:: Aim ::
Repeat every entry word for word, skipping the pictures.

:: Listing ::
+-------+
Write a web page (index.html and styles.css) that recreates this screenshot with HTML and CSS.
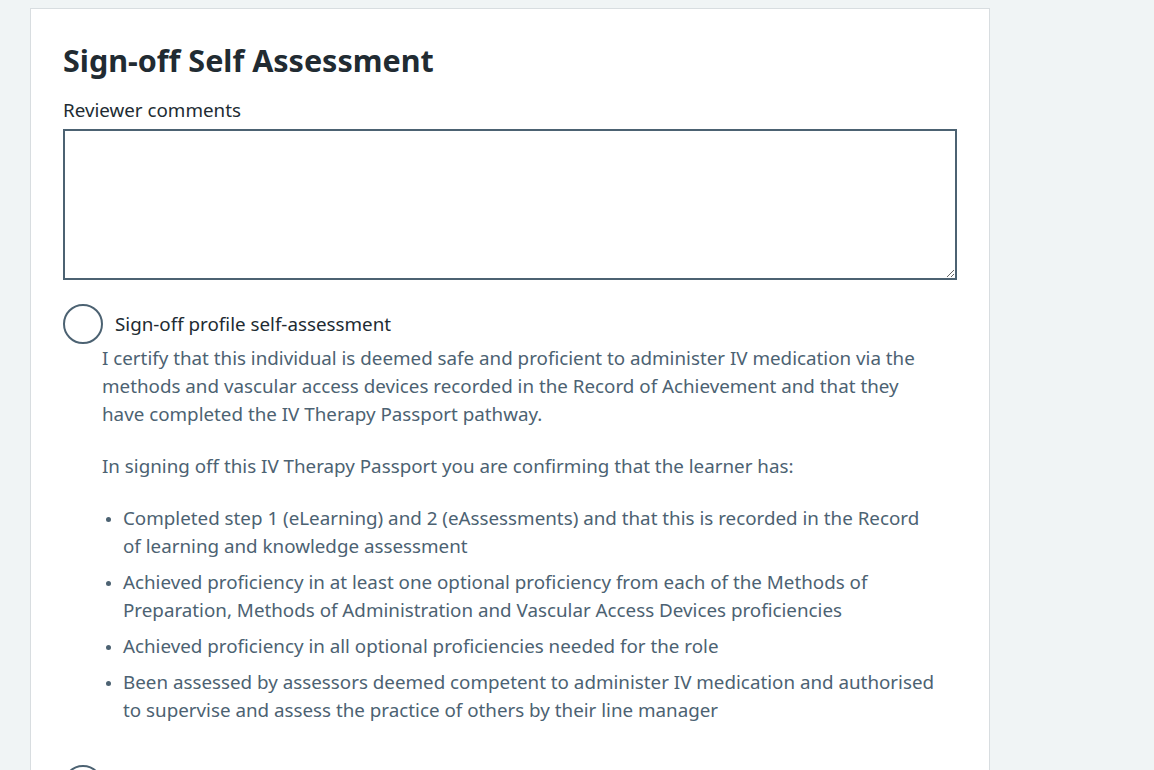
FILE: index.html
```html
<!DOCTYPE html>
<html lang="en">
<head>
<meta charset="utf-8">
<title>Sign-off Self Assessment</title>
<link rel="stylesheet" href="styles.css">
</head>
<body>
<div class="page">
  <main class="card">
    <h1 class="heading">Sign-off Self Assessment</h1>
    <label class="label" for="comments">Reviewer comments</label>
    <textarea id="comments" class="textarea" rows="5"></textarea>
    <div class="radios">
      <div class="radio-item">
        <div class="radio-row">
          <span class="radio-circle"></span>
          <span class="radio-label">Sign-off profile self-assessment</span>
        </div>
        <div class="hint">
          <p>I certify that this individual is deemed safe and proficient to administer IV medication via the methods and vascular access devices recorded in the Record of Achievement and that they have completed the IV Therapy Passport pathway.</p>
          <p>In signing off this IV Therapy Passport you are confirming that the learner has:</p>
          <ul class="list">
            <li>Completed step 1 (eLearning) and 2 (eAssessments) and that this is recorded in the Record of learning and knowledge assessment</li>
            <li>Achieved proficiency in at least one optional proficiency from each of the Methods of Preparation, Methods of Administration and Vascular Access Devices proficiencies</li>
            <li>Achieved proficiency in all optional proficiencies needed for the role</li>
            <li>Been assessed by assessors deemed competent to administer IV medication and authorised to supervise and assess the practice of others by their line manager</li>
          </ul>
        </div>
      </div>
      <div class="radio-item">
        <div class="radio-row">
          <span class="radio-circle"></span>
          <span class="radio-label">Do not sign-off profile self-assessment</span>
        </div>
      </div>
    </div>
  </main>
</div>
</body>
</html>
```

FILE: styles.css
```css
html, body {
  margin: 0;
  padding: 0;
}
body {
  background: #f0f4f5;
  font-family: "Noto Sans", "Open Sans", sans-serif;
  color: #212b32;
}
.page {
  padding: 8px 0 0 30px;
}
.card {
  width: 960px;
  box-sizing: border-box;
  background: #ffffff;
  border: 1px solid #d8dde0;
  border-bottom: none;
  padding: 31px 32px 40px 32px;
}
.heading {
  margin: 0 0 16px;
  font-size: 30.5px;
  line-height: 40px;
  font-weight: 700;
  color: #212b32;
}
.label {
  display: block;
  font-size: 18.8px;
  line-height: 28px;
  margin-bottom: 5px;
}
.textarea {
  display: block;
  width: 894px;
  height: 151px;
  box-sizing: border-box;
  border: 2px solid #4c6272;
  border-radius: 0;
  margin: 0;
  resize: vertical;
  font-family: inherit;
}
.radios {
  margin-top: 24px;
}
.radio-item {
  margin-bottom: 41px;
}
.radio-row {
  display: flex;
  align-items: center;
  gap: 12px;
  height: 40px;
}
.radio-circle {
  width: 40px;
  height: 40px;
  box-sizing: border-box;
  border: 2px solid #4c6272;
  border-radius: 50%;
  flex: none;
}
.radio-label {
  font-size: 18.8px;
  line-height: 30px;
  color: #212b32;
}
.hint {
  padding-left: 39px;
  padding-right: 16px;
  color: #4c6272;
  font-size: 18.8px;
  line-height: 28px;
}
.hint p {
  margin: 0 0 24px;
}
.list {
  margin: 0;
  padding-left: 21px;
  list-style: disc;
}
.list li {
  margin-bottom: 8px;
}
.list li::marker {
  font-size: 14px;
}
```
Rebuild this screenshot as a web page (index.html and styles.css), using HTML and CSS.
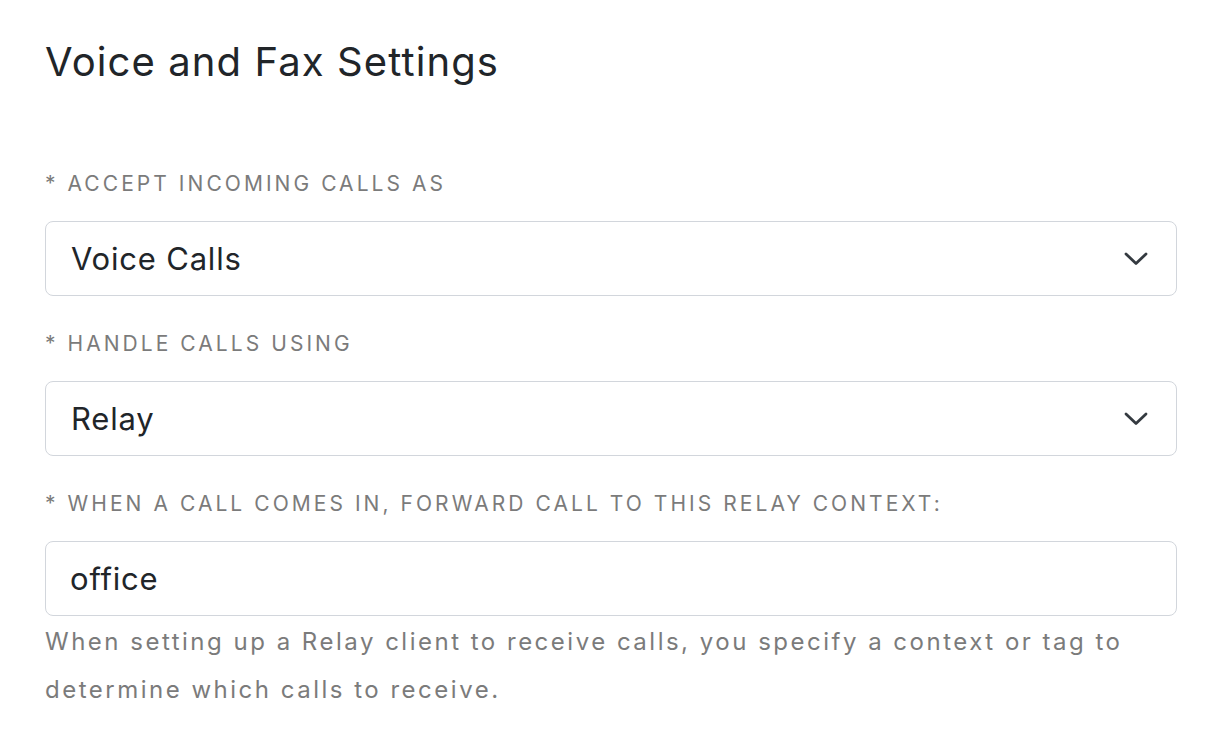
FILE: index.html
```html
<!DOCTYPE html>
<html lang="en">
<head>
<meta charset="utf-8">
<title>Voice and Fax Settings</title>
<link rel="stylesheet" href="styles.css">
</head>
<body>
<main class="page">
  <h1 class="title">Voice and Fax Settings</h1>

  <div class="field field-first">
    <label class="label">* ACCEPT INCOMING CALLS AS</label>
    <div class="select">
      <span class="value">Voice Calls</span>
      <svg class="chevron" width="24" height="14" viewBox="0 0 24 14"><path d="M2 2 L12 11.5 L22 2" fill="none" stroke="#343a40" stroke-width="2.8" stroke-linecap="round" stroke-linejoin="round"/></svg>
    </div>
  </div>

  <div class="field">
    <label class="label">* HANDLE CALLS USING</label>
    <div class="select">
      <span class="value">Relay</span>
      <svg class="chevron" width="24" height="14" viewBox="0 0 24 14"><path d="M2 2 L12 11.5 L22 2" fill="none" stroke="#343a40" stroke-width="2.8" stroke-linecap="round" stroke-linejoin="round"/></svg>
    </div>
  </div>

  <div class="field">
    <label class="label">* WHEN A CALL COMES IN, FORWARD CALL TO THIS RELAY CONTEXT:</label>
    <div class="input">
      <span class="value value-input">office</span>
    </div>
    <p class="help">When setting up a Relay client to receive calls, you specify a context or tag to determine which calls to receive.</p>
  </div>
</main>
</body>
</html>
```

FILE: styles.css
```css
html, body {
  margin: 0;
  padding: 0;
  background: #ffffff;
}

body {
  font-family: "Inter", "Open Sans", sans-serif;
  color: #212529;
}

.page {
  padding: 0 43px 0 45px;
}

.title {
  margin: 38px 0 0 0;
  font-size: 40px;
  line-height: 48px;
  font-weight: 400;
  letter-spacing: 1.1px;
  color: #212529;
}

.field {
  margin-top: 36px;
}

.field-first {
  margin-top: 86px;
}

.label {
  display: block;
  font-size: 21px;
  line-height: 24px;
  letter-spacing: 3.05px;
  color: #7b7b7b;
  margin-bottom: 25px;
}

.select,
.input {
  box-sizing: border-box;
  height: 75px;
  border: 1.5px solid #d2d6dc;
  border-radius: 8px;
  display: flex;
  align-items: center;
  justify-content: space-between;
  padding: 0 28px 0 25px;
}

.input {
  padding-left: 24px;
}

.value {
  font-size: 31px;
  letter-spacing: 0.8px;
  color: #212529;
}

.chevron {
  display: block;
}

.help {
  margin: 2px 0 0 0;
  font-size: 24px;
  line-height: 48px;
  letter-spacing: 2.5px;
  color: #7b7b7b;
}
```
+-------+
:: Answer to this exercise ::
Write a web page (index.html and styles.css) that recreates this screenshot with HTML and CSS.
FILE: index.html
```html
<!DOCTYPE html>
<html lang="en">
<head>
<meta charset="utf-8">
<title>Sign-off Self Assessment</title>
<link rel="stylesheet" href="styles.css">
</head>
<body>
<div class="page">
  <main class="card">
    <h1 class="heading">Sign-off Self Assessment</h1>
    <label class="label" for="comments">Reviewer comments</label>
    <textarea id="comments" class="textarea" rows="5"></textarea>
    <div class="radios">
      <div class="radio-item">
        <div class="radio-row">
          <span class="radio-circle"></span>
          <span class="radio-label">Sign-off profile self-assessment</span>
        </div>
        <div class="hint">
          <p>I certify that this individual is deemed safe and proficient to administer IV medication via the methods and vascular access devices recorded in the Record of Achievement and that they have completed the IV Therapy Passport pathway.</p>
          <p>In signing off this IV Therapy Passport you are confirming that the learner has:</p>
          <ul class="list">
            <li>Completed step 1 (eLearning) and 2 (eAssessments) and that this is recorded in the Record of learning and knowledge assessment</li>
            <li>Achieved proficiency in at least one optional proficiency from each of the Methods of Preparation, Methods of Administration and Vascular Access Devices proficiencies</li>
            <li>Achieved proficiency in all optional proficiencies needed for the role</li>
            <li>Been assessed by assessors deemed competent to administer IV medication and authorised to supervise and assess the practice of others by their line manager</li>
          </ul>
        </div>
      </div>
      <div class="radio-item">
        <div class="radio-row">
          <span class="radio-circle"></span>
          <span class="radio-label">Do not sign-off profile self-assessment</span>
        </div>
      </div>
    </div>
  </main>
</div>
</body>
</html>
```

FILE: styles.css
```css
html, body {
  margin: 0;
  padding: 0;
}
body {
  background: #f0f4f5;
  font-family: "Noto Sans", "Open Sans", sans-serif;
  color: #212b32;
}
.page {
  padding: 8px 0 0 30px;
}
.card {
  width: 960px;
  box-sizing: border-box;
  background: #ffffff;
  border: 1px solid #d8dde0;
  border-bottom: none;
  padding: 31px 32px 40px 32px;
}
.heading {
  margin: 0 0 16px;
  font-size: 30.5px;
  line-height: 40px;
  font-weight: 700;
  color: #212b32;
}
.label {
  display: block;
  font-size: 18.8px;
  line-height: 28px;
  margin-bottom: 5px;
}
.textarea {
  display: block;
  width: 894px;
  height: 151px;
  box-sizing: border-box;
  border: 2px solid #4c6272;
  border-radius: 0;
  margin: 0;
  resize: vertical;
  font-family: inherit;
}
.radios {
  margin-top: 24px;
}
.radio-item {
  margin-bottom: 41px;
}
.radio-row {
  display: flex;
  align-items: center;
  gap: 12px;
  height: 40px;
}
.radio-circle {
  width: 40px;
  height: 40px;
  box-sizing: border-box;
  border: 2px solid #4c6272;
  border-radius: 50%;
  flex: none;
}
.radio-label {
  font-size: 18.8px;
  line-height: 30px;
  color: #212b32;
}
.hint {
  padding-left: 39px;
  padding-right: 16px;
  color: #4c6272;
  font-size: 18.8px;
  line-height: 28px;
}
.hint p {
  margin: 0 0 24px;
}
.list {
  margin: 0;
  padding-left: 21px;
  list-style: disc;
}
.list li {
  margin-bottom: 8px;
}
.list li::marker {
  font-size: 14px;
}
```
Rebuild this screenshot as a web page (index.html and styles.css), using HTML and CSS.
FILE: index.html
```html
<!DOCTYPE html>
<html lang="en">
<head>
<meta charset="utf-8">
<title>Voice and Fax Settings</title>
<link rel="stylesheet" href="styles.css">
</head>
<body>
<main class="page">
  <h1 class="title">Voice and Fax Settings</h1>

  <div class="field field-first">
    <label class="label">* ACCEPT INCOMING CALLS AS</label>
    <div class="select">
      <span class="value">Voice Calls</span>
      <svg class="chevron" width="24" height="14" viewBox="0 0 24 14"><path d="M2 2 L12 11.5 L22 2" fill="none" stroke="#343a40" stroke-width="2.8" stroke-linecap="round" stroke-linejoin="round"/></svg>
    </div>
  </div>

  <div class="field">
    <label class="label">* HANDLE CALLS USING</label>
    <div class="select">
      <span class="value">Relay</span>
      <svg class="chevron" width="24" height="14" viewBox="0 0 24 14"><path d="M2 2 L12 11.5 L22 2" fill="none" stroke="#343a40" stroke-width="2.8" stroke-linecap="round" stroke-linejoin="round"/></svg>
    </div>
  </div>

  <div class="field">
    <label class="label">* WHEN A CALL COMES IN, FORWARD CALL TO THIS RELAY CONTEXT:</label>
    <div class="input">
      <span class="value value-input">office</span>
    </div>
    <p class="help">When setting up a Relay client to receive calls, you specify a context or tag to determine which calls to receive.</p>
  </div>
</main>
</body>
</html>
```

FILE: styles.css
```css
html, body {
  margin: 0;
  padding: 0;
  background: #ffffff;
}

body {
  font-family: "Inter", "Open Sans", sans-serif;
  color: #212529;
}

.page {
  padding: 0 43px 0 45px;
}

.title {
  margin: 38px 0 0 0;
  font-size: 40px;
  line-height: 48px;
  font-weight: 400;
  letter-spacing: 1.1px;
  color: #212529;
}

.field {
  margin-top: 36px;
}

.field-first {
  margin-top: 86px;
}

.label {
  display: block;
  font-size: 21px;
  line-height: 24px;
  letter-spacing: 3.05px;
  color: #7b7b7b;
  margin-bottom: 25px;
}

.select,
.input {
  box-sizing: border-box;
  height: 75px;
  border: 1.5px solid #d2d6dc;
  border-radius: 8px;
  display: flex;
  align-items: center;
  justify-content: space-between;
  padding: 0 28px 0 25px;
}

.input {
  padding-left: 24px;
}

.value {
  font-size: 31px;
  letter-spacing: 0.8px;
  color: #212529;
}

.chevron {
  display: block;
}

.help {
  margin: 2px 0 0 0;
  font-size: 24px;
  line-height: 48px;
  letter-spacing: 2.5px;
  color: #7b7b7b;
}
```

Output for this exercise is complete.